Recorded data:
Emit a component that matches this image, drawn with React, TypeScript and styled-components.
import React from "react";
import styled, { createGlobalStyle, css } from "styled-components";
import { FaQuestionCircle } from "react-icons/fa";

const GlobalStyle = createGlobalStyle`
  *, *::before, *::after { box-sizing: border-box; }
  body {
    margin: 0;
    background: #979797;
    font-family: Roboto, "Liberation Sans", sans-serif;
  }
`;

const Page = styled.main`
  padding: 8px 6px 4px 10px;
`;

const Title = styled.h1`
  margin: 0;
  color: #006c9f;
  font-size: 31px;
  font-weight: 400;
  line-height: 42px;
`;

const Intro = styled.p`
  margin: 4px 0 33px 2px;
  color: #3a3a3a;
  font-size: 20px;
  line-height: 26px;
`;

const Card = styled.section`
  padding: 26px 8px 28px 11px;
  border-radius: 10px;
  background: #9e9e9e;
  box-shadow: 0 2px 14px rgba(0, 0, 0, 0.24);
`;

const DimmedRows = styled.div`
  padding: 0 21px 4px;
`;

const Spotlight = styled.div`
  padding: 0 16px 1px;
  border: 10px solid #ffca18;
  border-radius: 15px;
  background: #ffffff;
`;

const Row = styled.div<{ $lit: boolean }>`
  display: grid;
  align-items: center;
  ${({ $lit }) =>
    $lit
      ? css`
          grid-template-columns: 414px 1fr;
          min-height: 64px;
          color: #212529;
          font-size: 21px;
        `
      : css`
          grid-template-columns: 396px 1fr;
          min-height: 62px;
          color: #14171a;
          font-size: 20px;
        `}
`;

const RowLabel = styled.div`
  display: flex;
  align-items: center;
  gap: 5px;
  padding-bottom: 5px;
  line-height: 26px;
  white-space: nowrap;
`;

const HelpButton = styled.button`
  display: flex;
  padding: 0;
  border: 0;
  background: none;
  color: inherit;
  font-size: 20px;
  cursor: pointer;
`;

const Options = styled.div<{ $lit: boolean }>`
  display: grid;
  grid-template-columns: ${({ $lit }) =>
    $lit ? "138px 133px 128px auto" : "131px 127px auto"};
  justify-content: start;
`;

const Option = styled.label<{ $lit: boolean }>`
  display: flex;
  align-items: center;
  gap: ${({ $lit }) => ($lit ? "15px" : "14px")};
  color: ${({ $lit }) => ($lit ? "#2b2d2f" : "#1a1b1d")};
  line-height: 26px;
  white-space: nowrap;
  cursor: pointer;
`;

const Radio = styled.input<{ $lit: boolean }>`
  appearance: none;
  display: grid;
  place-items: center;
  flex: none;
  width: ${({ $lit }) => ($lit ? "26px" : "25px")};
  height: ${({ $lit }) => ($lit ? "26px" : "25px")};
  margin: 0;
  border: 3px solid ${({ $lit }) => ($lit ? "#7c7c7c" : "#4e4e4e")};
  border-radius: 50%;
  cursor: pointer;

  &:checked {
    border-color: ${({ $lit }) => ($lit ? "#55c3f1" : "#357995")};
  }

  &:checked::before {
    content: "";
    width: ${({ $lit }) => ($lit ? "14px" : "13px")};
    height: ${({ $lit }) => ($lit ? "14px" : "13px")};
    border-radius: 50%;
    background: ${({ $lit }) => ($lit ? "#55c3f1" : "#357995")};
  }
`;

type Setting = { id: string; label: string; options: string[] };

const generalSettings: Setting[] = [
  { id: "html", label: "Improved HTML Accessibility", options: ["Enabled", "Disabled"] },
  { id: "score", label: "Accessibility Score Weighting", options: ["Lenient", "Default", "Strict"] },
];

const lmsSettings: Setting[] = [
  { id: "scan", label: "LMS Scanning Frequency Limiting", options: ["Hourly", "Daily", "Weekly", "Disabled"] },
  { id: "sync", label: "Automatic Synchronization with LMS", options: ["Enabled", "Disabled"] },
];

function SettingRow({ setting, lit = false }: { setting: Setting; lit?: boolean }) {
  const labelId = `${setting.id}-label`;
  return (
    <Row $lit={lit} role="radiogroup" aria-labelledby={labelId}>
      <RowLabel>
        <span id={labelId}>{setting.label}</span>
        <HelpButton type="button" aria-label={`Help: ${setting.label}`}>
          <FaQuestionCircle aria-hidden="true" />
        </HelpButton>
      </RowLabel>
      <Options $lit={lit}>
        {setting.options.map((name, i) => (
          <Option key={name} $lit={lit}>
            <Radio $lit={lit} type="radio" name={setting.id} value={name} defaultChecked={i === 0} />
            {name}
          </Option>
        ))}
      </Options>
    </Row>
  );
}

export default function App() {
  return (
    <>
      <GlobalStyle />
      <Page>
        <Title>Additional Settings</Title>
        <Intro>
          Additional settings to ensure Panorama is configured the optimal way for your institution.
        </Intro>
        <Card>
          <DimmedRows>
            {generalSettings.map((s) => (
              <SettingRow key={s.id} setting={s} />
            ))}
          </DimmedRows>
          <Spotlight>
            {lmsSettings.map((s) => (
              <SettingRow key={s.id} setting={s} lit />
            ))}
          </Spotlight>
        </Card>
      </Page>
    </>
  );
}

Task directions: Exactly reproduce every line of the data above.

Solution for this task:
Emit a component that matches this image, drawn with React, TypeScript and styled-components.
import React from "react";
import styled, { createGlobalStyle, css } from "styled-components";
import { FaQuestionCircle } from "react-icons/fa";

const GlobalStyle = createGlobalStyle`
  *, *::before, *::after { box-sizing: border-box; }
  body {
    margin: 0;
    background: #979797;
    font-family: Roboto, "Liberation Sans", sans-serif;
  }
`;

const Page = styled.main`
  padding: 8px 6px 4px 10px;
`;

const Title = styled.h1`
  margin: 0;
  color: #006c9f;
  font-size: 31px;
  font-weight: 400;
  line-height: 42px;
`;

const Intro = styled.p`
  margin: 4px 0 33px 2px;
  color: #3a3a3a;
  font-size: 20px;
  line-height: 26px;
`;

const Card = styled.section`
  padding: 26px 8px 28px 11px;
  border-radius: 10px;
  background: #9e9e9e;
  box-shadow: 0 2px 14px rgba(0, 0, 0, 0.24);
`;

const DimmedRows = styled.div`
  padding: 0 21px 4px;
`;

const Spotlight = styled.div`
  padding: 0 16px 1px;
  border: 10px solid #ffca18;
  border-radius: 15px;
  background: #ffffff;
`;

const Row = styled.div<{ $lit: boolean }>`
  display: grid;
  align-items: center;
  ${({ $lit }) =>
    $lit
      ? css`
          grid-template-columns: 414px 1fr;
          min-height: 64px;
          color: #212529;
          font-size: 21px;
        `
      : css`
          grid-template-columns: 396px 1fr;
          min-height: 62px;
          color: #14171a;
          font-size: 20px;
        `}
`;

const RowLabel = styled.div`
  display: flex;
  align-items: center;
  gap: 5px;
  padding-bottom: 5px;
  line-height: 26px;
  white-space: nowrap;
`;

const HelpButton = styled.button`
  display: flex;
  padding: 0;
  border: 0;
  background: none;
  color: inherit;
  font-size: 20px;
  cursor: pointer;
`;

const Options = styled.div<{ $lit: boolean }>`
  display: grid;
  grid-template-columns: ${({ $lit }) =>
    $lit ? "138px 133px 128px auto" : "131px 127px auto"};
  justify-content: start;
`;

const Option = styled.label<{ $lit: boolean }>`
  display: flex;
  align-items: center;
  gap: ${({ $lit }) => ($lit ? "15px" : "14px")};
  color: ${({ $lit }) => ($lit ? "#2b2d2f" : "#1a1b1d")};
  line-height: 26px;
  white-space: nowrap;
  cursor: pointer;
`;

const Radio = styled.input<{ $lit: boolean }>`
  appearance: none;
  display: grid;
  place-items: center;
  flex: none;
  width: ${({ $lit }) => ($lit ? "26px" : "25px")};
  height: ${({ $lit }) => ($lit ? "26px" : "25px")};
  margin: 0;
  border: 3px solid ${({ $lit }) => ($lit ? "#7c7c7c" : "#4e4e4e")};
  border-radius: 50%;
  cursor: pointer;

  &:checked {
    border-color: ${({ $lit }) => ($lit ? "#55c3f1" : "#357995")};
  }

  &:checked::before {
    content: "";
    width: ${({ $lit }) => ($lit ? "14px" : "13px")};
    height: ${({ $lit }) => ($lit ? "14px" : "13px")};
    border-radius: 50%;
    background: ${({ $lit }) => ($lit ? "#55c3f1" : "#357995")};
  }
`;

type Setting = { id: string; label: string; options: string[] };

const generalSettings: Setting[] = [
  { id: "html", label: "Improved HTML Accessibility", options: ["Enabled", "Disabled"] },
  { id: "score", label: "Accessibility Score Weighting", options: ["Lenient", "Default", "Strict"] },
];

const lmsSettings: Setting[] = [
  { id: "scan", label: "LMS Scanning Frequency Limiting", options: ["Hourly", "Daily", "Weekly", "Disabled"] },
  { id: "sync", label: "Automatic Synchronization with LMS", options: ["Enabled", "Disabled"] },
];

function SettingRow({ setting, lit = false }: { setting: Setting; lit?: boolean }) {
  const labelId = `${setting.id}-label`;
  return (
    <Row $lit={lit} role="radiogroup" aria-labelledby={labelId}>
      <RowLabel>
        <span id={labelId}>{setting.label}</span>
        <HelpButton type="button" aria-label={`Help: ${setting.label}`}>
          <FaQuestionCircle aria-hidden="true" />
        </HelpButton>
      </RowLabel>
      <Options $lit={lit}>
        {setting.options.map((name, i) => (
          <Option key={name} $lit={lit}>
            <Radio $lit={lit} type="radio" name={setting.id} value={name} defaultChecked={i === 0} />
            {name}
          </Option>
        ))}
      </Options>
    </Row>
  );
}

export default function App() {
  return (
    <>
      <GlobalStyle />
      <Page>
        <Title>Additional Settings</Title>
        <Intro>
          Additional settings to ensure Panorama is configured the optimal way for your institution.
        </Intro>
        <Card>
          <DimmedRows>
            {generalSettings.map((s) => (
              <SettingRow key={s.id} setting={s} />
            ))}
          </DimmedRows>
          <Spotlight>
            {lmsSettings.map((s) => (
              <SettingRow key={s.id} setting={s} lit />
            ))}
          </Spotlight>
        </Card>
      </Page>
    </>
  );
}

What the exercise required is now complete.